'''

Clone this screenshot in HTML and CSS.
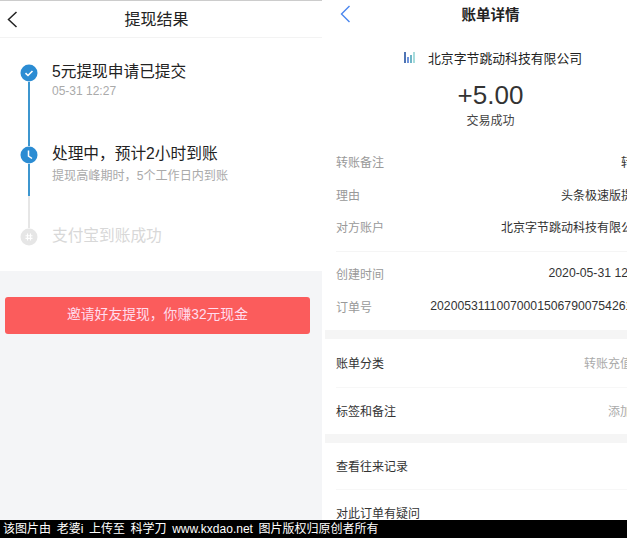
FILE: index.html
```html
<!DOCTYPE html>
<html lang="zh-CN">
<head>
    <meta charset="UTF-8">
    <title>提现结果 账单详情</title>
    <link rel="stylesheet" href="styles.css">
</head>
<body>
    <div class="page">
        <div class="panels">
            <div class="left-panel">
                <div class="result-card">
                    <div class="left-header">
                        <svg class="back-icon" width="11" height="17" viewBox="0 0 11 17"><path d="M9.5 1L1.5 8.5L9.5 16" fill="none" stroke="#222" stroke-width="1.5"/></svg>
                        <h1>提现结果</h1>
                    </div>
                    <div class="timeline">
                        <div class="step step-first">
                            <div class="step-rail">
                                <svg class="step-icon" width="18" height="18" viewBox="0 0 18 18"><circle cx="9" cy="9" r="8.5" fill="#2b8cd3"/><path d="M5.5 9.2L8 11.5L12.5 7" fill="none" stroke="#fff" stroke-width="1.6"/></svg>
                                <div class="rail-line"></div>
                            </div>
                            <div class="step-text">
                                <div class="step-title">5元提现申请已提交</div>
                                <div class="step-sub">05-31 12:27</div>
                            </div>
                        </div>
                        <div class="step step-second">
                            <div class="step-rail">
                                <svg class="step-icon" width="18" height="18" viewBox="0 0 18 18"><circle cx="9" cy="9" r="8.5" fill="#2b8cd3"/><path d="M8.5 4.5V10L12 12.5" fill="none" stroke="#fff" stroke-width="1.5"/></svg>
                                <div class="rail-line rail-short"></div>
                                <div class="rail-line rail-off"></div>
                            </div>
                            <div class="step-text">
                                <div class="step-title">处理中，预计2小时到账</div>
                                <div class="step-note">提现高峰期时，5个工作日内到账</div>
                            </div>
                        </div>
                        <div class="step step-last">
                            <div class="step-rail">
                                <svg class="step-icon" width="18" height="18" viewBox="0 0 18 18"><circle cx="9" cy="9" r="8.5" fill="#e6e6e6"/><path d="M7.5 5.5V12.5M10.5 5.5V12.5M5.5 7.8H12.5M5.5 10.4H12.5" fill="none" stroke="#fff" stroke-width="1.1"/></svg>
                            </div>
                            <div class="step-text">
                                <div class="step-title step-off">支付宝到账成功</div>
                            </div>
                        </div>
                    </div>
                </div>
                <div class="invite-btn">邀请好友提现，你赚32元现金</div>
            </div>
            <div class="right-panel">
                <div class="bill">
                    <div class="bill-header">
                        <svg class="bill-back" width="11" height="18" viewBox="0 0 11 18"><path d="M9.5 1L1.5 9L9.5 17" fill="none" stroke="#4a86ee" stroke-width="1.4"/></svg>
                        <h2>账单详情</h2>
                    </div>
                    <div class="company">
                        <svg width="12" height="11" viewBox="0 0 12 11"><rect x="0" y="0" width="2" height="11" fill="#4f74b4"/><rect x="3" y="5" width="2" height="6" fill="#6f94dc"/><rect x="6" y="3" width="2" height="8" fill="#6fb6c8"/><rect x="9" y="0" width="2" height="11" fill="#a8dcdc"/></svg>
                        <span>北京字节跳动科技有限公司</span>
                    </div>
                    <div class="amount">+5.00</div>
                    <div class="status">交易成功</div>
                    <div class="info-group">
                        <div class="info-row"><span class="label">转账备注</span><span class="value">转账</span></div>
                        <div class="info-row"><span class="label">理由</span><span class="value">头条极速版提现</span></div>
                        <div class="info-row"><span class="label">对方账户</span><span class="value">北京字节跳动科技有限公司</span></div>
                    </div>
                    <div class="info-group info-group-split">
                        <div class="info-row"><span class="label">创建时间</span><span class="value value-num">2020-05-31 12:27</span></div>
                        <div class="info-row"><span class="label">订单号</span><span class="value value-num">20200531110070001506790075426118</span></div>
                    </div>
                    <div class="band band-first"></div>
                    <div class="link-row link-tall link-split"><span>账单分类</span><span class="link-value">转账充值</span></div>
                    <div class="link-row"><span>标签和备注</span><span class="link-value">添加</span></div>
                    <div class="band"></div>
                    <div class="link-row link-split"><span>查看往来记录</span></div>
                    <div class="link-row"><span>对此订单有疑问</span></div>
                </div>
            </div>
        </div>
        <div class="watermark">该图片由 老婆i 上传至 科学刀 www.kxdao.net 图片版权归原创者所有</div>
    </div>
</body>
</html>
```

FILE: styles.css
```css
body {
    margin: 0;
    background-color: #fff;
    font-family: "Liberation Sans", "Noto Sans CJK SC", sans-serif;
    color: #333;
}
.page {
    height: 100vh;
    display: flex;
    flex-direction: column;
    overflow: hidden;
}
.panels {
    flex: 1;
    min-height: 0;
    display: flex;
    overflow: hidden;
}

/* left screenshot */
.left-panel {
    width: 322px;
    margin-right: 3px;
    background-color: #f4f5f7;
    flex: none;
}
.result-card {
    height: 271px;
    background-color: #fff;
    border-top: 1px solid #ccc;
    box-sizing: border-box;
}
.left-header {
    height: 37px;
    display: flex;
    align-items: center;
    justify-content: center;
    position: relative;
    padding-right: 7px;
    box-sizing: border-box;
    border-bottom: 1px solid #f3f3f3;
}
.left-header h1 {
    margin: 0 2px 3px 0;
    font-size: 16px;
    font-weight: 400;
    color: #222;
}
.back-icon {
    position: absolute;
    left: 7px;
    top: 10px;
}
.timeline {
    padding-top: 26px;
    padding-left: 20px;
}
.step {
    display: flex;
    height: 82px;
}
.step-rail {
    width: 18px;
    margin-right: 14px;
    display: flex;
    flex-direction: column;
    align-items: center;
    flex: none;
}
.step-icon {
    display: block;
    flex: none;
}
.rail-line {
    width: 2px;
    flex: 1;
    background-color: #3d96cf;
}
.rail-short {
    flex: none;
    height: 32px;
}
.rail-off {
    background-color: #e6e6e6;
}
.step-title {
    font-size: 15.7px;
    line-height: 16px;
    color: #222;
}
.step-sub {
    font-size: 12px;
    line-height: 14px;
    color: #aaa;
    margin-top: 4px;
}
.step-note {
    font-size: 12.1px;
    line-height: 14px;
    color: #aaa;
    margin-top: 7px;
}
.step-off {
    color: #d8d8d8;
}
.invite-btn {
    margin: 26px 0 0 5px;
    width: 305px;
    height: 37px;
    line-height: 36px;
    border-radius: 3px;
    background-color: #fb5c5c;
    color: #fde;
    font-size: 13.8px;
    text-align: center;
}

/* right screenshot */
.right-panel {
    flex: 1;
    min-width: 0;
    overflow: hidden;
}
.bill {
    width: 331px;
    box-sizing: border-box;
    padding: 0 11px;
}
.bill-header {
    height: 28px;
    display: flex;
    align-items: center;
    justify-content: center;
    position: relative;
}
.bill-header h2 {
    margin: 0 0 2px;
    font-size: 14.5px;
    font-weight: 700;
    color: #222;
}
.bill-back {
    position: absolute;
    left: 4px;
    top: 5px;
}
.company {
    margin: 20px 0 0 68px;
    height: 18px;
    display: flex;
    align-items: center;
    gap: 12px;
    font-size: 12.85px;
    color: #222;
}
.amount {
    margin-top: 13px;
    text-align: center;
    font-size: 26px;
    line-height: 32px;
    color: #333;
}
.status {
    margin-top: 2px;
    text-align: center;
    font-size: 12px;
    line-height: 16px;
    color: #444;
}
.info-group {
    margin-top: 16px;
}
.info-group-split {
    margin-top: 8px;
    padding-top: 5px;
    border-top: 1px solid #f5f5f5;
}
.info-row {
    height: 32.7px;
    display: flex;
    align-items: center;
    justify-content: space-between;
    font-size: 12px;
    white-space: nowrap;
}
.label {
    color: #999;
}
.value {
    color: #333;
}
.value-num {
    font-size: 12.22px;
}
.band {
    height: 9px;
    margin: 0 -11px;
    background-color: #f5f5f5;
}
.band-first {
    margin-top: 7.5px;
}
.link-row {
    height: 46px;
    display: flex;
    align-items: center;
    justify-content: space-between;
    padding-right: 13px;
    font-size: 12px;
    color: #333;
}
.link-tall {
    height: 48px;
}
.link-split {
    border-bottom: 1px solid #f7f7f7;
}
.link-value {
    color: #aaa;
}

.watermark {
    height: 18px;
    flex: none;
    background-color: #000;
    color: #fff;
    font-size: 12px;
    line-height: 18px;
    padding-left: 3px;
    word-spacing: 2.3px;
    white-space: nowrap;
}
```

'''
'''

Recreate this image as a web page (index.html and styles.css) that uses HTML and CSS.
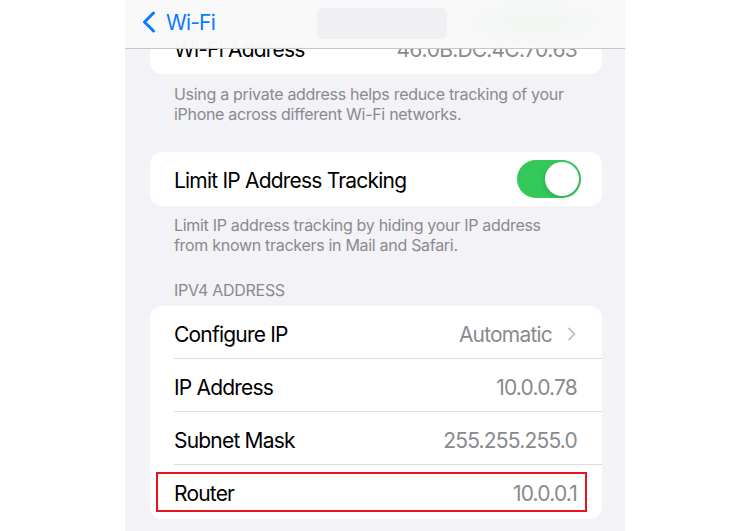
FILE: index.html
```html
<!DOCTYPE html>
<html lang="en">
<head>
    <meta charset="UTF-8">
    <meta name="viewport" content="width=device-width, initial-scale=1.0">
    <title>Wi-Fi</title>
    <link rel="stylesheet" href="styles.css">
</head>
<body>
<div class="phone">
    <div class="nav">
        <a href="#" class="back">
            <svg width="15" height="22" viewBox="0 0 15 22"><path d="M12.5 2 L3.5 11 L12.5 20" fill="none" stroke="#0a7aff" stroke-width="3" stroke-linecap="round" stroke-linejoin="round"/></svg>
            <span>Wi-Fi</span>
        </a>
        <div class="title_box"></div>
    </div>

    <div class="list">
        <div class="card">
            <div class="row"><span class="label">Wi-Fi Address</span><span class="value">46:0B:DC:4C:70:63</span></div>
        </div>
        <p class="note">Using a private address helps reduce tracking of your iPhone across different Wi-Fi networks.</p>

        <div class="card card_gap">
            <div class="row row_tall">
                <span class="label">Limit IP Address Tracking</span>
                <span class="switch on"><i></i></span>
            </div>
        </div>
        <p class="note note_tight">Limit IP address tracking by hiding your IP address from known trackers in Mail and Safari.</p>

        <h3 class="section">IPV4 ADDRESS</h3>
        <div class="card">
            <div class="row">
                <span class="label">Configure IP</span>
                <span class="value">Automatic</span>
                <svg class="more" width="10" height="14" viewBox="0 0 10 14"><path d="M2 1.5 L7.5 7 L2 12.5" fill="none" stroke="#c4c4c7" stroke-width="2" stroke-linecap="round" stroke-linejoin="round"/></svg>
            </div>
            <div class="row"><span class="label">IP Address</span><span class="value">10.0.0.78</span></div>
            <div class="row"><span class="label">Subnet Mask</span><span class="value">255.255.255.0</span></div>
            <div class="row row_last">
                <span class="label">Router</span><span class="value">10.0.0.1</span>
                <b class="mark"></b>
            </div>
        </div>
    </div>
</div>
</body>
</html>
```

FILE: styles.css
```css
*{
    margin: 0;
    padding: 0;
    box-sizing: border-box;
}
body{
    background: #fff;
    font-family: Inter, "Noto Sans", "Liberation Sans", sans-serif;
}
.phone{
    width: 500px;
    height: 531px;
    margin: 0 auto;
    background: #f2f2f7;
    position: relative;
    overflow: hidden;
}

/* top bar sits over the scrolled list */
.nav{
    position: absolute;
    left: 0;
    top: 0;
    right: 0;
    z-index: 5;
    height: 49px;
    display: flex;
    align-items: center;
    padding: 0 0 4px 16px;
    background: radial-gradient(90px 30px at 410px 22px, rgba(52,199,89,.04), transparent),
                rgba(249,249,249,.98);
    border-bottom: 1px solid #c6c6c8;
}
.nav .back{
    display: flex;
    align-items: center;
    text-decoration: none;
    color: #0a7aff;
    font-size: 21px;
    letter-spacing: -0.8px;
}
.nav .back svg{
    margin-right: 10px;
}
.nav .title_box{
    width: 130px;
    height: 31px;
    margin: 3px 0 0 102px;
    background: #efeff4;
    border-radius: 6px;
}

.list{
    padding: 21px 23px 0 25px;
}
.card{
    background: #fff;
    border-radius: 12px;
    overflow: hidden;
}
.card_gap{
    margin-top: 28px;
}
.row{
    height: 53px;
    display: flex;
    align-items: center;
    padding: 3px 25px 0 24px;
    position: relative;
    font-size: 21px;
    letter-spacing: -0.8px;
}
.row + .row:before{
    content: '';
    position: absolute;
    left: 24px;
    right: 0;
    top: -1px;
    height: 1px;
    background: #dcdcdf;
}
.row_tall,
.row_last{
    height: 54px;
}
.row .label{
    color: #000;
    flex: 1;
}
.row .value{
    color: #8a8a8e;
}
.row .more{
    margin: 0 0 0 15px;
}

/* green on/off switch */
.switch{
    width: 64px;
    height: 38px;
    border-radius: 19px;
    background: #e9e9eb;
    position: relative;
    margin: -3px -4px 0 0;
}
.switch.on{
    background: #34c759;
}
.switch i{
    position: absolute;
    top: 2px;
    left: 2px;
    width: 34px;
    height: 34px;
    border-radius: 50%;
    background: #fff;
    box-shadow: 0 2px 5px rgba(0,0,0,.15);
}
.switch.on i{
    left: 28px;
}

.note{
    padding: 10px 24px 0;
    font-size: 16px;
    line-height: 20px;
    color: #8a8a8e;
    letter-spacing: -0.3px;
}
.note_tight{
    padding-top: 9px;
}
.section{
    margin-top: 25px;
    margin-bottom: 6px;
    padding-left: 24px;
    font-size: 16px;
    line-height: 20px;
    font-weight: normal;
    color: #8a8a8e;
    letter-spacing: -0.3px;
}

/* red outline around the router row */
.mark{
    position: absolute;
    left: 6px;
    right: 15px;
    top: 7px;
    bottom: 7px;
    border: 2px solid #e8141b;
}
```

'''

• **DESCRIPTION OF THE TASK**: Among the lines of the material, find those that hold the word "page" and copy them.

• **WRITTEN ANSWER**:
    <div class="page">
.page {
Recreate this image as a web page (index.html and styles.css) that uses HTML and CSS.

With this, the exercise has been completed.